- Directed by: Savaş Ceviz
- Written by: Savaş Ceviz
- Produced by: Christoph Holthof; Daniel Reich;
- Starring: Max Riemelt; Isabell Gerschke; Oskar Netzel; Ercan Durmaz;
- Cinematography: Anne Bolick
- Edited by: Frank Brummundt; Savaş Ceviche;
- Music by: Jens Südkamp; Savaş Ceviz;
- Production companies: Kurhaus Production; Südwestrundfunk (SWR);
- Distributed by: Edition Salzgeber; Salzgeber & Company Medien;
- Release dates: 19 October 2019 (São Paulo International Film Festival); 2 April 2020 (Internet); 20 August 2020 (Germany);
- Country: Germany
- Language: German

= Head Burst =

2019 German film

Head Burst (Kopfplatzen) is a 2019 drama film directed by Savaş Ceviz. It tells the story of Markus, a pedophile who is distressed about his own attractions.

== Plot ==
Markus is a 29-year-old respected architect. No one suspects that he has pedophilic tendencies, which he despises and tortures himself over. One day, Jessica moves into the apartment next to Markus', with her eight-year-old son Arthur. Markus starts babysitting the boy, but over time he starts having feelings for him and comes into conflict with his repressed desires which he feels he cannot control.

== Cast ==
- Max Riemelt as Markus
- Isabell Gerschke as Jessica
- Oskar Netzel as Arthur
- Ercan Durmaz as Dr.Jawad

== Production ==
It was directed by Savaş Ceviz, who also wrote the script and, together with Jens Südkamp, the film music and acted as film editor together with Frank Brummundt. In preparation for the film, Savaş worked with Berlin Charité's "Prevention Project Dunkelfeld", which aims to provide people dealing with sexual thoughts of children therapeutic help so that they do not harm a child.

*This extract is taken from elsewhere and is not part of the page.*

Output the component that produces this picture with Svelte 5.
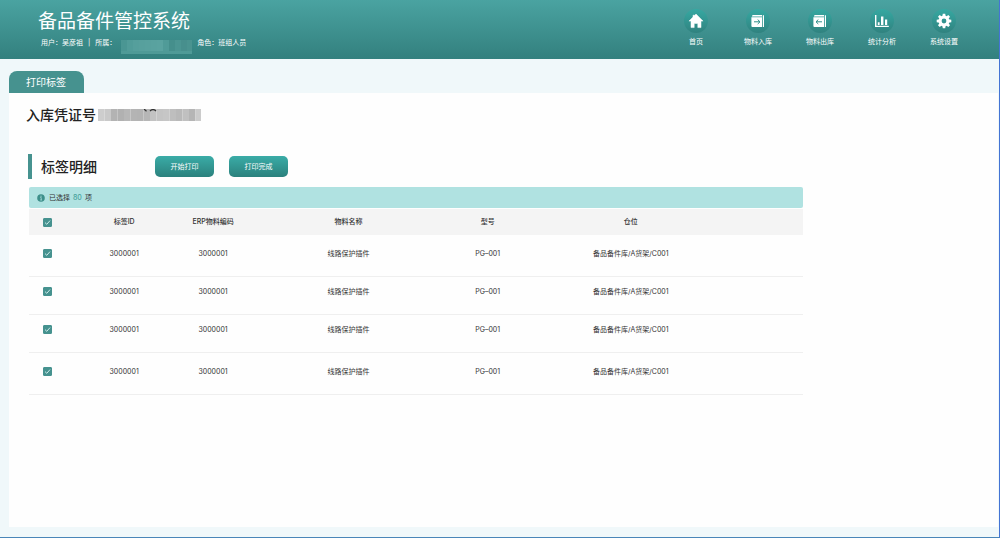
<script>
  const nav = [
    { label: '首页', icon: 'home' },
    { label: '物料入库', icon: 'inbound' },
    { label: '物料出库', icon: 'outbound' },
    { label: '统计分析', icon: 'chart' },
    { label: '系统设置', icon: 'gear' }
  ];
  const columns = ['标签ID', 'ERP物料编码', '物料名称', '型号', '仓位'];
  const base = ['3000001', '3000001', '线路保护插件', 'PG–001', '备品备件库/A货架/C001'];
  let rows = $state([
    { checked: true, compact: false, cells: base },
    { checked: true, compact: true, cells: base },
    { checked: true, compact: true, cells: base },
    { checked: true, compact: false, cells: base }
  ]);
  let all = $derived(rows.every((r) => r.checked));
  function toggleAll(e) {
    const value = e.currentTarget.checked;
    rows.forEach((r) => (r.checked = value));
  }
  const teeth = [0, 45, 90, 135, 180, 225, 270, 315];
  const greys = ['#cdcdcd', '#c9c9c9', '#b3b3b3', '#b1b1b1', '#b7b7b7', '#b4b4b4', '#b3b3b3', '#b6b6b6', '#c2c2c2', '#c4c4c4', '#c6c6c6', '#bebebe', '#b9b9b9', '#c0c0c0', '#b5b5b5', '#cbcbcb'];
  const teals = ['#4a9693', '#519c99', '#559f9c', '#57a09d', '#58a19e', '#59a29f', '#5aa3a0', '#509b98', '#458f8c', '#4b9592', '#478f8d', '#4a9390'];
</script>

<div class="page">
  <header>
    <div class="brand">
      <h1>备品备件管控系统</h1>
      <p class="user">
        <span>用户：吴彦祖</span><span>|</span><span>所属：</span>
        <svg class="org" width="71" height="14" viewBox="0 0 71 14" aria-hidden="true">
          {#each teals as c, i}
            <rect x={i * 6} y="0" width="6" height="12" fill={c} />
          {/each}
          <rect y="11" width="71" height="3" fill="#4f9a97" />
        </svg>
        <span>角色：班组人员</span>
      </p>
    </div>
    <nav>
      {#each nav as item}
        <a href="#{item.icon}">
          <span class="disc">
            <svg width="16" height="16" viewBox="0 0 16 16" aria-hidden="true">
              {#if item.icon === 'home'}
                <path fill="#fff" d="M8 1 15 8.1H13V14.6H9.8V10.4H6.2V14.6H3V8.1H1L5 4V2.2H6.6V2.5Z" stroke="#fff" stroke-width=".5" stroke-linejoin="round" />
              {:else if item.icon === 'inbound'}
                <path fill="#fff" d="M2.6 2H12V3.6H1.8ZM1.4 4.2H12V14H2.4Q1.4 14 1.4 13ZM12.8 2.2H14V14H12.8Z" />
                <path d="M4 8.8H10M7.7 6.6 10 8.8 7.7 11" fill="none" stroke="#2f8f8a" stroke-width="1" />
              {:else if item.icon === 'outbound'}
                <path fill="#fff" d="M2.6 2H12V3.6H1.8ZM1.4 4.2H12V14H2.4Q1.4 14 1.4 13ZM12.8 2.2H14V14H12.8Z" />
                <path d="M10 8.8H4M6.3 6.6 4 8.8 6.3 11" fill="none" stroke="#2f8f8a" stroke-width="1" />
              {:else if item.icon === 'chart'}
                <path fill="#fff" d="M1 2H2.4V12.8H14.8V14H1ZM3.8 9.2H5.6V12H3.8ZM7 3.6H9.4V12H7ZM11 6.4H13.2V12H11Z" />
              {:else}
                {#each teeth as t}
                  <path fill="#fff" d="M6.3 3.6 6.8.7H9.2L9.7 3.6Z" transform="rotate({t} 8 8)" />
                {/each}
                <circle cx="8" cy="8" r="3.9" fill="none" stroke="#fff" stroke-width="3" />
              {/if}
            </svg>
          </span>
          {item.label}
        </a>
      {/each}
    </nav>
  </header>

  <main>
    <div class="tab">打印标签</div>
    <section class="card">
      <h2>
        入库凭证号
        <svg width="103" height="12" viewBox="0 0 103 12" aria-hidden="true">
          {#each greys as c, i}
            <rect x={i * 6.5} y="0" width="6.5" height="12" fill={c} />
          {/each}
          <path d="M46 0 48.500 2.200M52 2Q55 -1 58 2" fill="none" stroke="#333" stroke-width="1.200" />
        </svg>
      </h2>

      <div class="bar">
        <h3>标签明细</h3>
        <button type="button">开始打印</button>
        <button type="button">打印完成</button>
      </div>

      <div class="list">
        <div class="info">
          <svg width="8" height="8" viewBox="0 0 8 8" aria-hidden="true">
            <circle cx="4" cy="4" r="3.800" fill="#3d8f8a" />
            <path d="M3.300 3.500H4.200V5.900M3.200 6H5.100" fill="none" stroke="#b0e2e1" stroke-width=".8" />
            <circle cx="4" cy="2.200" r=".6" fill="#b0e2e1" />
          </svg>
          <span>已选择 <b>80</b> 项</span>
        </div>
        <table>
          <colgroup>
            <col class="c-check" /><col class="c-id" /><col class="c-erp" /><col class="c-name" /><col class="c-model" /><col class="c-place" /><col />
          </colgroup>
          <thead>
            <tr>
              <th><input type="checkbox" aria-label="全选" checked={all} onchange={toggleAll} /></th>
              {#each columns as c}<th scope="col">{c}</th>{/each}
              <td></td>
            </tr>
          </thead>
          <tbody>
            {#each rows as row}
              <tr class:compact={row.compact}>
                <td><input type="checkbox" aria-label="选择" bind:checked={row.checked} /></td>
                {#each row.cells as cell}<td>{cell}</td>{/each}
                <td></td>
              </tr>
            {/each}
          </tbody>
        </table>
      </div>
    </section>
  </main>
</div>

<style>
  :global(body) { margin: 0; }
  .page {
    box-sizing: border-box;
    min-height: 100vh;
    display: flex;
    flex-direction: column;
    background: #f0f8fa;
    border-right: 1px solid #4474d4;
    border-bottom: 1px solid #4a86b8;
    font-family: Inter, "Noto Sans CJK SC", sans-serif;
    font-size: 7px;
    line-height: 14px;
    color: #333;
  }
  h1, h2, h3, p { margin: 0; }
  header {
    display: flex;
    justify-content: space-between;
    height: 59px;
    padding: 0 24px 0 38px;
    background: linear-gradient(#4aa3a1, #33807e);
    color: #fff;
  }
  .brand { padding-top: 8px; }
  h1 { font-size: 19px; line-height: 28px; font-weight: 400; }
  .user { display: flex; gap: 5px; padding-left: 3px; }
  .org { margin-top: 4px; }
  nav { display: flex; padding-top: 9px; }
  nav a {
    width: 62px;
    display: flex;
    flex-direction: column;
    align-items: center;
    gap: 2px;
    color: #fff;
    text-decoration: none;
  }
  .disc {
    width: 24px;
    height: 24px;
    border-radius: 50%;
    display: grid;
    place-items: center;
    background: linear-gradient(#36a8a2, #30827f);
  }
  main { flex: 1; display: flex; flex-direction: column; padding: 12px 1px 10px 9px; }
  .tab {
    align-self: flex-start;
    padding: 0 18px 0 17px;
    border-radius: 8px 8px 0 0;
    background: #46928f;
    color: #fff;
    font-size: 10px;
    line-height: 22px;
  }
  .card { flex: 1; background: #fefefe; padding: 12px 17px; }
  h2 { display: flex; align-items: center; gap: 2px; font-size: 14px; line-height: 20px; font-weight: 500; color: #222; }
  .bar { display: flex; align-items: center; gap: 15px; padding: 29px 0 8px 2px; }
  h3 {
    box-sizing: border-box;
    width: 112px;
    padding-left: 9px;
    border-left: 4px solid #46928f;
    font-size: 14px;
    line-height: 25px;
    font-weight: 500;
    color: #222;
  }
  button {
    width: 59px;
    height: 21px;
    padding: 0;
    border: 0;
    border-radius: 5px;
    background: linear-gradient(#3aaca7, #2b817d);
    color: #fff;
    font: inherit;
  }
  .list { width: 81%; margin-left: 3px; }
  .info {
    display: flex;
    align-items: center;
    gap: 4px;
    height: 21px;
    padding-left: 8px;
    margin-bottom: 1px;
    border-radius: 2px;
    background: #b0e2e1;
  }
  .info b { padding: 0 1px; color: #4aa39d; font-weight: 500; }
  table { width: 100%; table-layout: fixed; border-collapse: separate; border-spacing: 0; text-align: center; }
  .c-check { width: 4.8%; }
  .c-id { width: 15%; }
  .c-erp { width: 8%; }
  .c-name { width: 27%; }
  .c-model { width: 9%; }
  .c-place { width: 28%; }
  th, td { padding: 0; white-space: nowrap; }
  thead th, thead td { height: 26px; background: #f4f4f4; font-weight: 500; }
  tbody td { padding: 12px 0 15px; border-bottom: 1px solid #efefef; }
  .compact td { padding-top: 8px; }
  input {
    appearance: none;
    display: block;
    width: 9px;
    height: 9px;
    margin: 0 0 0 14px;
    border: 1px solid #46928f;
    border-radius: 1px;
    background: #fff;
  }
  tbody input { margin-top: 2px; margin-bottom: 3px; }
  input:checked {
    background: #46928f url("data:image/svg+xml,%3Csvg xmlns='http://www.w3.org/2000/svg' viewBox='0 0 7 7'%3E%3Cpath d='M1 3.600 2.800 5.300 6 1.600' fill='none' stroke='%23d8f4f2' stroke-width='.9'/%3E%3C/svg%3E") center / 7px 7px no-repeat;
  }
</style>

Savaş first developed the idea of the film in 2006 but had difficulty trying to find funding for the film. It only started filming after SPD politician Sebastian Edathy was investigated for possessing child abuse material in 2014.

== Release ==
The film was scheduled to release in April 2, 2020 but was postponed indefinitely due to the COVID-19 pandemic. It was instead released online on the streaming platform Salzgeber Club.

== Reception ==
Jens Balenborg from epd Film writes that Head Burst has a lot in common with Shame, Steve McQueen's sober, intense character study of a sex addict. Like the English director, Savaş Ceviz does not rely on dramatic drama, but rather on psychological oppression: "He takes us into the head of the pedophilic Markus and lets us see the world through his eyes." However, the film never stylizes Markus as a monster, but even if you come close to him, he still stays away, says Wartenberg.